Interactive Marketing Is Relationship Marketing

Renny Gleeson, Global Digital Strategies Director for Wieden+Kennedy, kindly offers up a series of questions he runs through when tackling a new client problem.
In the midst of his queries, he makes a great point about the digital space.

Traditional planning sets a goal of defining a brand’s ‘voice’, but generally it’s applied to mass communications. Interactive planning asks “what is the brand’s voice when it speaks one-on-one?”
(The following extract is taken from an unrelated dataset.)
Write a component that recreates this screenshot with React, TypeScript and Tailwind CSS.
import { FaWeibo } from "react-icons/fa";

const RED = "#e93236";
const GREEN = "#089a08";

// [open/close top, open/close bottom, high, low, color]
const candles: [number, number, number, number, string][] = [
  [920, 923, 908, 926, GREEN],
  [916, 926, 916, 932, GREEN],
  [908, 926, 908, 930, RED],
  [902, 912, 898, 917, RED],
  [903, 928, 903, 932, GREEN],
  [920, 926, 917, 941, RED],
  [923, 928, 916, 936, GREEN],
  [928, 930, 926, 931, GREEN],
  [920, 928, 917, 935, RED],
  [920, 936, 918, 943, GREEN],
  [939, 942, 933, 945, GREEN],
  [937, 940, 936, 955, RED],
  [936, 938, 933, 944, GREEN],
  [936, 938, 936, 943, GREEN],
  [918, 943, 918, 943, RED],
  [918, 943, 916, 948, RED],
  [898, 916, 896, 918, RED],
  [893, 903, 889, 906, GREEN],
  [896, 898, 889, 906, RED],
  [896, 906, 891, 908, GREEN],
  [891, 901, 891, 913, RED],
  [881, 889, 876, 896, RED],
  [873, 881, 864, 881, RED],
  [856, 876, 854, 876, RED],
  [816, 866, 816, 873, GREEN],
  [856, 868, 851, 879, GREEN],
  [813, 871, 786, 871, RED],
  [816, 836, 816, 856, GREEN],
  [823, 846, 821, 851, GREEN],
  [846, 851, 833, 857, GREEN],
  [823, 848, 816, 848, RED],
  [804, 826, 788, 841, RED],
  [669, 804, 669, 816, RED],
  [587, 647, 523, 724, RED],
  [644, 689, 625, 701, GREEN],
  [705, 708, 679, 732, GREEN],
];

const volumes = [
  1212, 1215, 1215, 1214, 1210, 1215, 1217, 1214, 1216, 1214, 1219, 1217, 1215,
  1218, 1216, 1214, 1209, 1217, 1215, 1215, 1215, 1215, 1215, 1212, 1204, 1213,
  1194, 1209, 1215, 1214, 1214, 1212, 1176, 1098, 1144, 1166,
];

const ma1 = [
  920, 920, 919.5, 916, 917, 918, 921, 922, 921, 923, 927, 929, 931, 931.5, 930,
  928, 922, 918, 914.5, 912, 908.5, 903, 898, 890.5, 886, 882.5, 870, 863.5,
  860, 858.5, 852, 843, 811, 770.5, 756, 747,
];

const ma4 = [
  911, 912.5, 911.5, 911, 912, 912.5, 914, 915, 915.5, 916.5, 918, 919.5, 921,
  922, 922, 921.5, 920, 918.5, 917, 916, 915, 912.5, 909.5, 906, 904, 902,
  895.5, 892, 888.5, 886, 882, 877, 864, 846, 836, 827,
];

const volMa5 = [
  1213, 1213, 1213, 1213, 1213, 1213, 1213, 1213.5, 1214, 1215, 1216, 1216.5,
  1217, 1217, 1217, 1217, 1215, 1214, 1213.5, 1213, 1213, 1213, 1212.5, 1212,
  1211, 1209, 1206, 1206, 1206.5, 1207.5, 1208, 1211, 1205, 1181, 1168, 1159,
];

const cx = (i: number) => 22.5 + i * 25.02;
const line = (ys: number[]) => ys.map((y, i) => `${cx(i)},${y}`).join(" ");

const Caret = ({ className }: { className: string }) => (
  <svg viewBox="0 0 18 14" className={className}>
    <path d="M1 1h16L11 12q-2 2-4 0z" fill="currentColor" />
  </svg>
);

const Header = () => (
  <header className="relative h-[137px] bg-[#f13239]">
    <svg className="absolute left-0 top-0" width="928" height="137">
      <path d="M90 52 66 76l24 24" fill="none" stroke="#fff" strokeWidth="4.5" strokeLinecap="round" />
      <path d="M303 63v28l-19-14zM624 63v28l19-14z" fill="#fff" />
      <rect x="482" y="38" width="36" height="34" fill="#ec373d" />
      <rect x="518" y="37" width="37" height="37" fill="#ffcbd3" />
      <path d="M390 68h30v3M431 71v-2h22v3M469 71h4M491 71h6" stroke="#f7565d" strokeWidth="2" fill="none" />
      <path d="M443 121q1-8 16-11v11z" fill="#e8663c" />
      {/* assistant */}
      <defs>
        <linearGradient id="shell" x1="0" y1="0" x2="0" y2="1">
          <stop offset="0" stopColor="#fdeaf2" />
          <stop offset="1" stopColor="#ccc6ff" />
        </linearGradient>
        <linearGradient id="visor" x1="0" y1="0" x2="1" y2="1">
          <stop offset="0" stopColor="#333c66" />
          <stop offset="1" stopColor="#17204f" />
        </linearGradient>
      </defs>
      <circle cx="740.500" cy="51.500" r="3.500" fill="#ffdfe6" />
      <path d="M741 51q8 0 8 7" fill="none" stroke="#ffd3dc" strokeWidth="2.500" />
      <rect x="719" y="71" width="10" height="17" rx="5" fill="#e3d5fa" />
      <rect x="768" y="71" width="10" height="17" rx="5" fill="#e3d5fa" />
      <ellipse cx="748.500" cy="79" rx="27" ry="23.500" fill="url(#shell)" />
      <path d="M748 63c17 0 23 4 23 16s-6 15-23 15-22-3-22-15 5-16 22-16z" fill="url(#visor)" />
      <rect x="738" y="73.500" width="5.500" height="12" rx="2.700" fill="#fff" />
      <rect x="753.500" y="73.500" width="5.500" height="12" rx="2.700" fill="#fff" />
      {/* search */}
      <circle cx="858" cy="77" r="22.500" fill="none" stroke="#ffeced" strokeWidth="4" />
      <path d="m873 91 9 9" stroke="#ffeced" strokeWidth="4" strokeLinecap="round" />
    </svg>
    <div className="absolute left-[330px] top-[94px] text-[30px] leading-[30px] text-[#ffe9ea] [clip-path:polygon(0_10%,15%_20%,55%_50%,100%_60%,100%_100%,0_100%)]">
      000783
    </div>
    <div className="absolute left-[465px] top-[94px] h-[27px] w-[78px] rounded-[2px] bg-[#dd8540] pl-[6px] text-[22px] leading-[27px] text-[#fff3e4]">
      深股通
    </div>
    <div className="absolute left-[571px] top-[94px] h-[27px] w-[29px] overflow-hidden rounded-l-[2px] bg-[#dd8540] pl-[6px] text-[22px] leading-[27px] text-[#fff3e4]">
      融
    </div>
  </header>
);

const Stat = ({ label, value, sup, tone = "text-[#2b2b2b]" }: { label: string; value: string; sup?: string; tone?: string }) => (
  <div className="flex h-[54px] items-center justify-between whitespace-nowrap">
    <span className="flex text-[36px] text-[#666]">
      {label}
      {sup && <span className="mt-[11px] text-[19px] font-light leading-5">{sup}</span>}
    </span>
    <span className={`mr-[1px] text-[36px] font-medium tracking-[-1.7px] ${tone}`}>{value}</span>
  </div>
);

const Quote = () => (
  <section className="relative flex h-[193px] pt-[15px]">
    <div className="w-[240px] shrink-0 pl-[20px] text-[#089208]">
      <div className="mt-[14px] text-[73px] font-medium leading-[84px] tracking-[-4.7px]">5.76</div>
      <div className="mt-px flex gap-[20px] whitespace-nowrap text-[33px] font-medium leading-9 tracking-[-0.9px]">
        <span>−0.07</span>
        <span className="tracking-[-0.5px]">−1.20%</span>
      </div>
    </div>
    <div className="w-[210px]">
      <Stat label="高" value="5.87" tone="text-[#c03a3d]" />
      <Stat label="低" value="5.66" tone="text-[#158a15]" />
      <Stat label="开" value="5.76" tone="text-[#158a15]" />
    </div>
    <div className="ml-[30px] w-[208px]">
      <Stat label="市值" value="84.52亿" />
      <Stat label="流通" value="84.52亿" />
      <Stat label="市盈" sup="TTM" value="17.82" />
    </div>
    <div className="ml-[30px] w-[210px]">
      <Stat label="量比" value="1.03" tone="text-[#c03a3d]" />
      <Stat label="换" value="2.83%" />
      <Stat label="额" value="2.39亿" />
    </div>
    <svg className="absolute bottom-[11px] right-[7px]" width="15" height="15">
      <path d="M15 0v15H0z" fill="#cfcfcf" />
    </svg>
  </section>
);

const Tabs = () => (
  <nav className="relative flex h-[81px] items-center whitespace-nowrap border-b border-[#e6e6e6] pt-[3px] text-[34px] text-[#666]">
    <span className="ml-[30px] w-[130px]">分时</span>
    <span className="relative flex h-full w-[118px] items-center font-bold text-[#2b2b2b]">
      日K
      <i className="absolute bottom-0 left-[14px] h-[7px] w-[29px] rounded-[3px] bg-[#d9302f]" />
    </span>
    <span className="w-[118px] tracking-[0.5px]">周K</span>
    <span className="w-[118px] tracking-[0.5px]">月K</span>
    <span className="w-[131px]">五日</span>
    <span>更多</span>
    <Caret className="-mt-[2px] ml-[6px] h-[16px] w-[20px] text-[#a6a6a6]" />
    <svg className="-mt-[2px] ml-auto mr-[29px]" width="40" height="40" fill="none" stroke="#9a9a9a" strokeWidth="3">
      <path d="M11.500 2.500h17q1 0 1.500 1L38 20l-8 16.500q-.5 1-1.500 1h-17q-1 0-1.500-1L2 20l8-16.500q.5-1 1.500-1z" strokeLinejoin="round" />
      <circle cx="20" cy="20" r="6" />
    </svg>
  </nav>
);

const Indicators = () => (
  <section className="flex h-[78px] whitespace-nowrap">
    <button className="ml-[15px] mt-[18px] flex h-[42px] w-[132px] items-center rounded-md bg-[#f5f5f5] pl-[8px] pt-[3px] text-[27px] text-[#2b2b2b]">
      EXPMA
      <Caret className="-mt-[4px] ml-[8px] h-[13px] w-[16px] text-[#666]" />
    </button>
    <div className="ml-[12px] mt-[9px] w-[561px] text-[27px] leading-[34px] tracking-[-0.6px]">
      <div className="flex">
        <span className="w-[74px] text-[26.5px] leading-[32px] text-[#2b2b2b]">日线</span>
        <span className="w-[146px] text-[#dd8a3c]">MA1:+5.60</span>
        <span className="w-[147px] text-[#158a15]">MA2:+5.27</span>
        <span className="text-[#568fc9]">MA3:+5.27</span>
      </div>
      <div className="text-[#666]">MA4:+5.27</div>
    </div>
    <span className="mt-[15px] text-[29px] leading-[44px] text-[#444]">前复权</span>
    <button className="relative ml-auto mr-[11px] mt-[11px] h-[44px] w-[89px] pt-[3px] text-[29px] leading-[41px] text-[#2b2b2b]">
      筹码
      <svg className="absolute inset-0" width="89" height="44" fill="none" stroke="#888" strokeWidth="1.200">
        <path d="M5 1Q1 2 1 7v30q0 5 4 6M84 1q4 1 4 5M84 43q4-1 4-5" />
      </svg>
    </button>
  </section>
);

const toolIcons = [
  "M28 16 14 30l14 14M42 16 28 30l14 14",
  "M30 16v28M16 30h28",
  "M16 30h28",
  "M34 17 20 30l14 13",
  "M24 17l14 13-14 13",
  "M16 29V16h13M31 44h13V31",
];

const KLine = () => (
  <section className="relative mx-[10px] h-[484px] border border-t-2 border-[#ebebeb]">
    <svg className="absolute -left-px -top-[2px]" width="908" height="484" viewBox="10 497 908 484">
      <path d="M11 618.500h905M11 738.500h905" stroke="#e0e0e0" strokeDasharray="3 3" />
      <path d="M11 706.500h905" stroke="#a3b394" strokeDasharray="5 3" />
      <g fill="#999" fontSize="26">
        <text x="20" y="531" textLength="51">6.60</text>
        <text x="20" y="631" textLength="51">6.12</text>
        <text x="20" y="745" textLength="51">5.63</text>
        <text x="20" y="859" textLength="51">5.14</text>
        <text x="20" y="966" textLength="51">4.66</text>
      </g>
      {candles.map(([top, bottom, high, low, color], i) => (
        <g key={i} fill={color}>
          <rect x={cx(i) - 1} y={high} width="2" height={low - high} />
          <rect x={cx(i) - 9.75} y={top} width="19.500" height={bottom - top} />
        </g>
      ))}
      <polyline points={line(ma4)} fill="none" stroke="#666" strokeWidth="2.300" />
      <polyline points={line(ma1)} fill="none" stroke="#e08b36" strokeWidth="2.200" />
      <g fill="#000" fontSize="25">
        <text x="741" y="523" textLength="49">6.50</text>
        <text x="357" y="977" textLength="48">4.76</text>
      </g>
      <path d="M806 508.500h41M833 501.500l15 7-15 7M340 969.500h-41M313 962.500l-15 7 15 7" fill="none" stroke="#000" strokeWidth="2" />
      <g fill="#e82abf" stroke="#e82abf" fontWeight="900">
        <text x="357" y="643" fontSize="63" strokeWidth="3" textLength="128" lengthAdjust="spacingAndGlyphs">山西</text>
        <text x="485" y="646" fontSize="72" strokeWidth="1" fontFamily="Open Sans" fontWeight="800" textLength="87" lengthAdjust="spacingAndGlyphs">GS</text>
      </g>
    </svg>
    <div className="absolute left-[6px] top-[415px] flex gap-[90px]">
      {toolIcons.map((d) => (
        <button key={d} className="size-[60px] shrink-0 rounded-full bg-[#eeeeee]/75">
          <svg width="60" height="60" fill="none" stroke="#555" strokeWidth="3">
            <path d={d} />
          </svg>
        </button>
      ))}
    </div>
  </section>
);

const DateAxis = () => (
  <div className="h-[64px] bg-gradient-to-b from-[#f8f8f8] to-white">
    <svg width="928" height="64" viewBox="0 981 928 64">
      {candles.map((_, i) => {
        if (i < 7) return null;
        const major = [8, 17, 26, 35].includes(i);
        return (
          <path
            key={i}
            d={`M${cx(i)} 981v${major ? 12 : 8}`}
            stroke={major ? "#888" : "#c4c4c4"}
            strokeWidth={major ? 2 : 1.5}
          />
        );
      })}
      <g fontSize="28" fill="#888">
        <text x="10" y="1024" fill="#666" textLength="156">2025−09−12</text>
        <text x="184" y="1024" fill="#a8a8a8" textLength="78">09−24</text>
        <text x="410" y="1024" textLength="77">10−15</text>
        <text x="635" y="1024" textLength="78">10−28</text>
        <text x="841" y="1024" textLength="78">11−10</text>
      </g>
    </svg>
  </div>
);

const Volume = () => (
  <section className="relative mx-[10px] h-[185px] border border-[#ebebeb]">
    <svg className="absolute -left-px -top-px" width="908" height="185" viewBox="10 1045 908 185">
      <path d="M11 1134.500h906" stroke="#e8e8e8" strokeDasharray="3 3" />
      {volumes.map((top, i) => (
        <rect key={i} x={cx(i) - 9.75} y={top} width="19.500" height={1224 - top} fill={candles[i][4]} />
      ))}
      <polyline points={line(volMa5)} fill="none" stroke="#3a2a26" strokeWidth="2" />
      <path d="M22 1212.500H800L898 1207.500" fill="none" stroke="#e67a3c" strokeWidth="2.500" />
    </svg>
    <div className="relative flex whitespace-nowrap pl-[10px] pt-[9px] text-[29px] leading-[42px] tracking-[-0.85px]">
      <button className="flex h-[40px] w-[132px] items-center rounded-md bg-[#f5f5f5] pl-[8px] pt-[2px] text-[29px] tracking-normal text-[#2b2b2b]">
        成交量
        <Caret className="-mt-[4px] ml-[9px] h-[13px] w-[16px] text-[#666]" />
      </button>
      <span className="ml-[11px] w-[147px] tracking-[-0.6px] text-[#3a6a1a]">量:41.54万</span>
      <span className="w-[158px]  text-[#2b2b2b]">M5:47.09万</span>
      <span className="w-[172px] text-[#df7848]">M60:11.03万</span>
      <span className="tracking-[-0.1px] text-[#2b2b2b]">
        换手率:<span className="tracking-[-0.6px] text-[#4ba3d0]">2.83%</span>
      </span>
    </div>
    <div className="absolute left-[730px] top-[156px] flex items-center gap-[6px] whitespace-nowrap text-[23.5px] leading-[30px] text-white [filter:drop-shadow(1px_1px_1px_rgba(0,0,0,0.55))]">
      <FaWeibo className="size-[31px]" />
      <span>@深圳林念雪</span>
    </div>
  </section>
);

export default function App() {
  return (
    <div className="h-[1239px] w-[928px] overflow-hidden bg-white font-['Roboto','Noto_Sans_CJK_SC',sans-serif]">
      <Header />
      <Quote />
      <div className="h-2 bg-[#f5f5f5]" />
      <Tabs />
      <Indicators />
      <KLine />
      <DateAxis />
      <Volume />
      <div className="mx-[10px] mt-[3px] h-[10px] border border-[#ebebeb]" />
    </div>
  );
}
In other words, one’s online experience is self-directed. It’s personal. And that means anyone wanting to market a product or service needs to consider this basic rule of engagement: Interactive marketing is relationship marketing. Yet, how many Interactive teams have a Relationship Marketing expert on staff, or on call?
Bottom line, Interactive is about people, not cleverly arranged pixels on a screen.

About David Burn

I wrote my first ad for a political candidate when I was 17 years old. She won her race and I felt the seductive power of advertising for the first time. Today, I'm the founder and creative director at Bonehook in Portland, Oregon. We bring integrated marketing solutions to our clients in healthcare, human services, real estate, fashion, outdoor recreation, and food and beverage.


  1. Dear Renny,
    I partially agree to your expertise and comments on the definition of Interactive Marketing. I have a query about why is that the ” interactive voice” is always the adaptation of the “traditional voice ” inspite of the fact that parameters for both of them is different ” mass and 1/1 ” ?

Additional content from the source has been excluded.